Would there be reset to snapshot feature someday?
Opened this issue · 12 comments
I came across a problem: each time i start my postgres test container, i need it to be cleaned up after each test, which is what Respawn specializes in. But what if I want to rollback to some snapshot of a database, to deal with same seeded data?
So according to a #53 (comment), the question is: are there any plans of implementing some kind of reset to snapshot feature?
How would that work?
I have an idea of using memento pattern. Caretaker will store all db snapshots, where a snapshot could be, for example, an instance of a database fixture.
What do you think?
One thing to keep in mind is that Respawn was built with speed in mind because often I'll have 100s of integration tests. You'll need to carefully design how this snapshotting would work in practice, because if it's much slower than re-inserting data, I wouldn't try to use it. This design of Respawn was the end result of benchmarking many different strategies for wiping/recreating a database.
Sure, I'll keep you informed with any success just here
I've implemented some kind of simplistic "snapshoting" for scenarios where we can assume that primary keys on all tables are monotonically increasing (it will not work as is for example on GUID primary keys).
In this case we could record the initial PK offset for all included tables, and extend the delete statements with a PK offset condition. My solution worked for composite keys as well. The performance impact should be OK, as the condition can most likely use indexes.
@jbogard if you're open to the idea as an opt-in feature, I can try to put it together on a branch and see what we can come up with at the end.
Again, it's important to look at the overall performance impact. Some solutions have 100s or 1000s of integration tests and even a small percentage increase can have a huge impact. I would take a much closer look at improving the tests themselves before going bigger to this solution.
(I'm same as 'zoltantamasi-ps' above, sorry for the confusion, just using my personal account now)
Thank you for your points.
I would take a much closer look at improving the tests themselves before going bigger to this solution.

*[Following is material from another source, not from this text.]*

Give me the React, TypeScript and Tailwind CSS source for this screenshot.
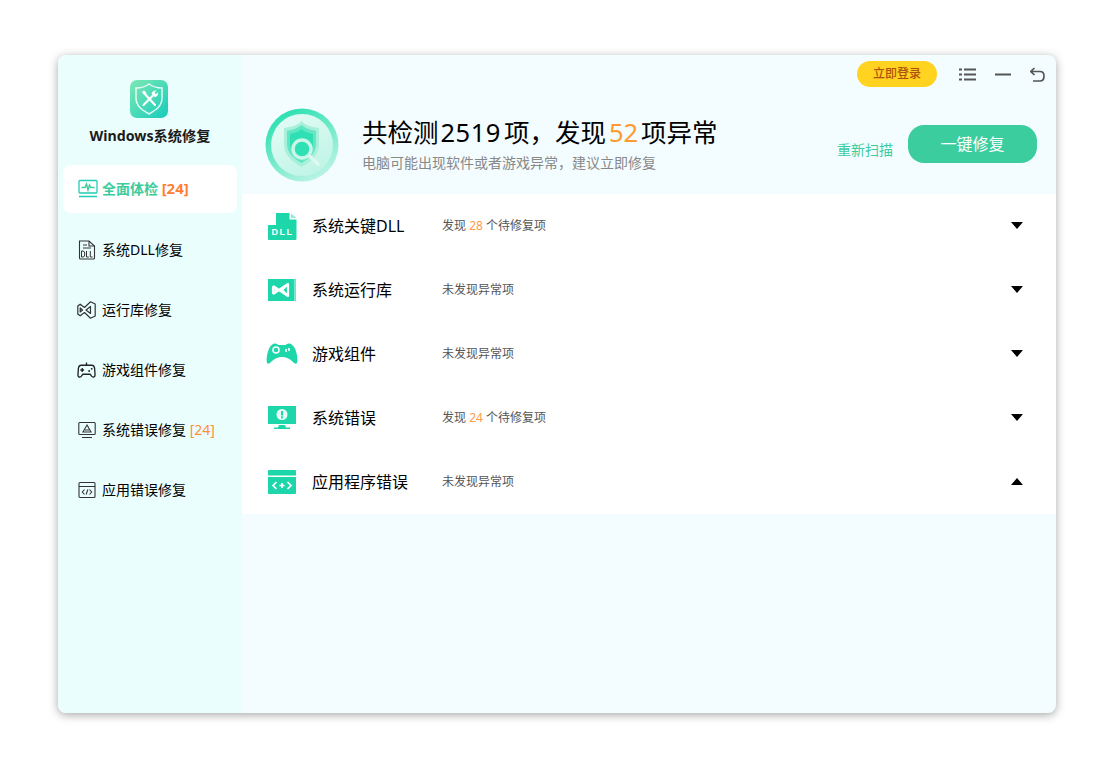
import React from "react";

const FONT = "font-['Noto_Sans','Noto_Sans_CJK_SC',sans-serif]";

const LogoIcon = () => (
  <svg width="38" height="38" viewBox="0 0 38 38">
    <defs>
      <linearGradient id="logoBg" x1="0" y1="0" x2="1" y2="1">
        <stop offset="0" stopColor="#7ee8b4" />
        <stop offset="1" stopColor="#16cdbb" />
      </linearGradient>
    </defs>
    <rect width="38" height="38" rx="7" fill="url(#logoBg)" />
    <path d="M19 4 C23 7 27 8 32 8 V18 C32 26 26 30 19 34 C12 30 6 26 6 18 V8 C11 8 15 7 19 4Z" fill="none" stroke="#fff" strokeOpacity="0.85" strokeWidth="1.5" />
    <path d="M13.500 12.500 L25 25" stroke="#fff" strokeWidth="2.200" strokeLinecap="round" />
    <path d="M12 12 L14 10.500 L16.500 13 L14.500 15 Z" fill="#fff" />
    <path d="M24 14.500 L13.500 25" stroke="#fff" strokeWidth="2.200" strokeLinecap="round" />
    <path d="M21.500 13.500 Q23 10 26.500 10.500 L24.500 12.800 L25.800 14.200 L28 12.200 Q28.500 16 24.800 17.200 Z" fill="#fff" />
  </svg>
);

const HeaderIcon = () => (
  <svg width="74" height="74" viewBox="0 0 74 74">
    <defs>
      <linearGradient id="ring" x1="0.2" y1="0" x2="0.8" y2="1">
        <stop offset="0" stopColor="#22dfad" />
        <stop offset="1" stopColor="#c4f5e7" />
      </linearGradient>
      <linearGradient id="inner" x1="0.2" y1="0" x2="0.8" y2="1">
        <stop offset="0" stopColor="#e4fbf6" />
        <stop offset="1" stopColor="#bdf4e4" />
      </linearGradient>
    </defs>
    <circle cx="37" cy="37" r="36.500" fill="url(#ring)" />
    <circle cx="37" cy="37" r="31" fill="url(#inner)" />
    <path d="M36.500 13 C40 17 46 19 54 20 V36 C54 47 46 54 36.500 59 C27 54 19 47 19 36 V20 C27 19 33 17 36.500 13Z" fill="#a8f0da" />
    <path d="M36.500 17 C40 20 45 22 51 23 V36 C51 45 44 51 36.500 55 C29 51 22 45 22 36 V23 C28 22 33 20 36.500 17Z" fill="#62e6c4" />
    <path d="M36.500 21 C40 24 44 25 48 26 V36 C48 43 42 48 36.500 51 C31 48 25 43 25 36 V26 C29 25 33 24 36.500 21Z" fill="#2fe0b5" />
    <circle cx="37" cy="41" r="9" fill="#2fe0b5" stroke="#c9f6e9" strokeWidth="3.500" />
    <path d="M45 48.500 L53 56" stroke="#def9f2" strokeWidth="3.500" strokeLinecap="round" />
  </svg>
);

const NavPulse = () => (
  <svg width="20" height="20" viewBox="0 0 20 20" fill="none" stroke="#22cdb4">
    <rect x="1" y="1.500" width="18" height="12.500" rx="1" strokeWidth="1.300" />
    <path d="M3.500 8.500 H7 L8.500 5 L10 11 L11.500 6 L12.800 8.500 H16.500" strokeWidth="1.400" stroke="#3ccd9f" />
    <path d="M1 17.500 H19" strokeWidth="1.500" />
  </svg>
);

const NavDll = () => (
  <svg width="18" height="20" viewBox="0 0 18 20" fill="none" stroke="#333" strokeWidth="1.100">
    <path d="M1.500 9 V1 H11 L16.500 6 V18 Q16.500 19 15.500 19 H2.500 Q1.500 19 1.500 18 V9" />
    <path d="M11 1 V6 H16.500 M5 5 H9 M5 8 H13" />
    <path d="M3.500 11 V17 H5 Q6.800 17 6.800 14 Q6.800 11 5 11 Z M8.500 11 V17 H10.800 M12.300 11 V17 H14.600" strokeWidth="1" />
  </svg>
);

const NavVs = () => (
  <svg width="19" height="18" viewBox="0 0 19 18" fill="none" stroke="#333" strokeWidth="1.200" strokeLinejoin="round">
    <path d="M13.500 0.800 L18.200 3 V15 L13.500 17.200 L7.500 11.500 L3.200 14.800 L0.800 13 V5 L3.200 3.200 L7.500 6.500 Z" />
    <path d="M13.500 5.500 V12.500 L9 9 Z M3.200 7 V11 L5.500 9 Z" />
  </svg>
);

const NavGame = () => (
  <svg width="20" height="18" viewBox="0 0 20 18" fill="none" stroke="#222" strokeWidth="1.400" strokeLinejoin="round">
    <path d="M4.500 4 H15.500 Q18 4 18.500 7 L19 14 Q19 16.500 17 16.500 Q15.800 16.500 15 15 L14 13.500 H6 L5 15 Q4.200 16.500 3 16.500 Q1 16.500 1 14 L1.500 7 Q2 4 4.500 4Z" />
    <path d="M10 4 V1 M5.500 7 V11 M3.500 9 H7.500" />
    <circle cx="12.800" cy="10" r="1" fill="#222" stroke="none" />
    <circle cx="15.500" cy="7.800" r="1" fill="#222" stroke="none" />
  </svg>
);

const NavError = () => (
  <svg width="18" height="18" viewBox="0 0 18 18" fill="none" stroke="#333" strokeWidth="1.100">
    <rect x="0.800" y="1.500" width="16.400" height="12" rx="1" />
    <path d="M9 4 L13 11 H5 Z M7 9 H11 M4 16.500 H14" />
  </svg>
);

const NavCode = () => (
  <svg width="18" height="18" viewBox="0 0 18 18" fill="none" stroke="#333" strokeWidth="1.100">
    <rect x="1" y="1.500" width="16" height="15" rx="1" />
    <path d="M1 5.500 H17 M6.500 8.500 L4.300 11 L6.500 13.500 M11.500 8.500 L13.700 11 L11.500 13.500 M9.900 8.500 L8.100 13.500" />
  </svg>
);

const RowDll = () => (
  <svg width="29" height="27" viewBox="0 0 29 27">
    <path d="M8 0 H21.500 V6.500 H28.500 V26 Q28.500 27 27.500 27 H1 Q0 27 0 26 V12 H8 Z" fill="#1dd6a9" />
    <path d="M23 0.500 L28.500 5 H23 Z" fill="#8ceed4" />
    <text x="14.500" y="22" textAnchor="middle" fontSize="9" fontWeight="700" fill="#fff" letterSpacing="1.500" fontFamily="'Liberation Sans',sans-serif">DLL</text>
  </svg>
);

const RowVs = () => (
  <svg width="28" height="24" viewBox="0 0 28 24">
    <path d="M0 1 H26.500 V23 H0 Z" fill="#1dd6a9" />
    <path d="M26.500 1 L28 0.500 V23.500 L26.500 23Z" fill="#6ce6c9" />
    <path d="M5 9 L8.500 12 L5 15 Z M20 6 V18 L14 12 Z" fill="none" stroke="#fff" strokeWidth="2.200" strokeLinejoin="round" />
    <path d="M5 8 L20 18 M5 16 L20 6" stroke="#fff" strokeWidth="2.200" />
  </svg>
);

const RowGame = () => (
  <svg width="32" height="22" viewBox="0 0 32 22">
    <path d="M8 0.500 Q11 0 12.500 2 H19.500 Q21 0 24 0.500 Q28.500 2 30.500 10 Q32 17 31 20 Q29.500 22 27 19 Q22 14 16 14 Q10 14 5 19 Q2.500 22 1 20 Q0 17 1.500 10 Q3.500 2 8 0.500Z" fill="#1dd6a9" />
    <circle cx="10" cy="7" r="3" fill="none" stroke="#fff" strokeWidth="1.500" />
    <path d="M20 6 V9 M23 5 V8" stroke="#fff" strokeWidth="1.600" />
  </svg>
);

const RowError = () => (
  <svg width="28" height="24" viewBox="0 0 28 24">
    <rect x="0" y="0" width="28" height="18" fill="#1dd6a9" />
    <circle cx="14" cy="8.500" r="5.500" fill="#e9fbf6" />
    <rect x="13" y="5" width="2" height="4.500" fill="#1dd6a9" />
    <rect x="13" y="10.300" width="2" height="2" fill="#1dd6a9" />
    <path d="M11 19 H17 L18 21.500 H22 V23 H6 V21.500 H10Z" fill="#1dd6a9" />
  </svg>
);

const RowCode = () => (
  <svg width="28" height="24" viewBox="0 0 28 24">
    <path d="M1 0 H27 Q28 0 28 1 V5.500 H0 V1 Q0 0 1 0Z" fill="#1dd6a9" />
    <path d="M0 7 H28 V23 Q28 24 27 24 H1 Q0 24 0 23Z" fill="#1dd6a9" />
    <path d="M8.500 12 L5 15.500 L8.500 19 M19.500 12 L23 15.500 L19.500 19 M14 13 V18 M11.500 15.500 H16.500" fill="none" stroke="#fff" strokeWidth="1.700" />
  </svg>
);

const Caret = ({ up }: { up?: boolean }) => (
  <svg width="12" height="7" viewBox="0 0 12 7">
    <path d={up ? "M6 0 L12 7 H0 Z" : "M0 0 H12 L6 7 Z"} fill="#000" />
  </svg>
);

const navItems = [
  { label: "系统DLL修复", icon: <NavDll /> },
  { label: "运行库修复", icon: <NavVs /> },
  { label: "游戏组件修复", icon: <NavGame /> },
  { label: "系统错误修复", icon: <NavError />, count: "[24]" },
  { label: "应用错误修复", icon: <NavCode /> },
];

const rows = [
  { label: "系统关键DLL", icon: <RowDll />, found: "28" },
  { label: "系统运行库", icon: <RowVs /> },
  { label: "游戏组件", icon: <RowGame /> },
  { label: "系统错误", icon: <RowError />, found: "24" },
  { label: "应用程序错误", icon: <RowCode />, up: true },
];

export default function App() {
  return (
    <div className={`${FONT} h-[760px] w-[1120px] overflow-hidden bg-white pl-[58px] pt-[55px]`}>
      <div className="flex h-[658px] w-[998px] overflow-hidden rounded-lg bg-[#f3fcff] shadow-[0_2px_10px_rgba(0,0,0,0.35)]">
        <aside className="flex w-[184px] shrink-0 flex-col bg-[#ebfefe] px-[5px]">
          <div className="flex flex-col items-center pt-[25px]">
            <div className="mr-[2px] flex">
              <LogoIcon />
            </div>
            <div className="mt-[8px] text-[14.2px] leading-[20px] font-bold text-[#1a1a1a]">Windows系统修复</div>
          </div>
          <nav className="mt-[19px] flex flex-col gap-3">
            <div className="flex h-12 items-center gap-[4px] rounded-lg bg-white pl-[15px] text-sm font-bold text-[#3ccd9f]">
              <NavPulse />
              <span>
                全面体检 <span className="text-[15px] text-[#ff7f32]">[24]</span>
              </span>
            </div>
            {navItems.map((item) => (
              <div key={item.label} className="flex h-12 items-center gap-[6px] pl-[14px] pt-[1px] text-sm text-black">
                <span className="flex w-[19px] justify-center">{item.icon}</span>
                <span>
                  {item.label}
                  {item.count && <span className="text-sm text-[#ff8f3a]"> {item.count}</span>}
                </span>
              </div>
            ))}
          </nav>
        </aside>

        <main className="flex flex-1 flex-col">
          <div className="flex h-[40px] items-center justify-end pr-[10px] pt-[1px]">
            <button className="mr-[22px] mb-[3px] h-[26px] w-[80px] rounded-full bg-[#ffd31f] text-xs font-medium text-[#b0500c]">立即登录</button>
            <div className="mb-[2px] flex items-center gap-[19px]">
              <svg width="17" height="13" viewBox="0 0 17 13" fill="#555">
                <rect x="0" y="0.500" width="3" height="2" />
                <rect x="5" y="0.500" width="12" height="2" />
                <rect x="0" y="5.500" width="3" height="2" />
                <rect x="5" y="5.500" width="12" height="2" />
                <rect x="0" y="10.500" width="3" height="2" />
                <rect x="5" y="10.500" width="12" height="2" />
              </svg>
              <svg width="16" height="13" viewBox="0 0 16 13" fill="#555">
                <rect x="0" y="5.500" width="16" height="2" />
              </svg>
              <svg width="16" height="16" viewBox="1 0 16 16" fill="none" stroke="#555" strokeWidth="1.700">
                <path d="M5.500 1 L1.800 4.500 L5.500 8 M2 4.500 H11 Q15 4.500 15 9 Q15 14 11 14 H4" />
              </svg>
            </div>
          </div>

          <header className="flex h-[99px] items-center pl-[23px] pr-[19px]">
            <HeaderIcon />
            <div className="ml-[23px]">
              <div className="flex items-center text-[25.5px] leading-[32px] text-black">
                共检测<span className="ml-[2px] mr-[3px] tracking-[0.5px]">2519</span>项，发现<span className="mx-[3px] text-[#ff9a2e]">52</span>项异常
              </div>
              <div className="mt-[5px] text-sm leading-[20px] text-[#888]">电脑可能出现软件或者游戏异常，建议立即修复</div>
            </div>
            <div className="ml-auto -mt-[1px] flex items-end gap-[15px]">
              <span className="mb-[3px] text-sm leading-[20px] text-[#3ccd9f]">重新扫描</span>
              <button className="h-[38px] w-[129px] rounded-[16px] bg-[#3ccd9f] text-base text-white">一键修复</button>
            </div>
          </header>

          <div className="bg-white">
            {rows.map((row) => (
              <div key={row.label} className="flex h-16 items-center pr-[33px]">
                <span className="ml-[24px] flex w-[32px] justify-center">{row.icon}</span>
                <span className="ml-[14px] w-[130px] text-base text-black">{row.label}</span>
                <span className="text-xs text-[#555]">
                  {row.found ? (
                    <>
                      发现 <span className="text-[#ff9a4a]">{row.found}</span> 个待修复项
                    </>
                  ) : (
                    "未发现异常项"
                  )}
                </span>
                <span className="mb-[2px] ml-auto flex">
                  <Caret up={row.up} />
                </span>
              </div>
            ))}
          </div>
        </main>
      </div>
    </div>
  );
}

At us it was not needed due to poor test quality or anything like that, but because we have quite a lot of pre-seeded test data in the database (using a separate console app for that purpose, out of the tests' context). We needed a way to keep this pre-seeded data while still be able to have a fast way to reset to this point.
Again, it's important to look at the overall performance impact. Some solutions have 100s or 1000s of integration tests and even a small percentage increase can have a huge impact.
Yes, I definitely agree, this is why my suggestion was to introduce it as an opt-in feature.
An option to reset to a snapshot version of data could be nice.
E.g. in my tests I spin up a fresh DB container and migrate the database using EF Core. This includes EntityTypeBuilder<T>.HasData(...)
calls from EF Core in the model building context.
When using Respawner.ResetDatabase()
, the database is reset, and the data, which was seeded using those EntityTypeBuilder<T>.HasData(...)
calls is now gone.
No one has come up with a viable solution to that request that's remotely close in speed to the current solution.
I'm in the same situation, needing to reset the database to a snapshot state between integration tests. I appreciate that Respawn isn't intended for this, and is optimised for speed by deleting all data.
I'm wondering what a good strategy is to achieve this? In my case I want to do this in a Devops pipeline against a Docker containerised SQL Server database where the data is initially seeded using a SQL Server Integration Services package that pulls a data subset from a copy of a production database. Probably a sql server backup or snapshot approach, but that makes me think it could be very slow?!
@chrisrlewis why do you need data from a production db? what scenarios can't you just set up from scratch? The only thing I have is pre populated tables that are then ignored by respawner. Then a bunch of utilities to quickly setup scenarios.
It's data from an anonymised clone of production, and we do it this way as a closest approximation to real-world testing - we have processes that depend on the state of existing data.
You're right, in an ideal world we would build up scenarios for everything from scratch. Resources and timescales though...
I'm experimenting with database snapshots, restored between each test - and so far that works and is surprisingly quick. How this scales is TBD.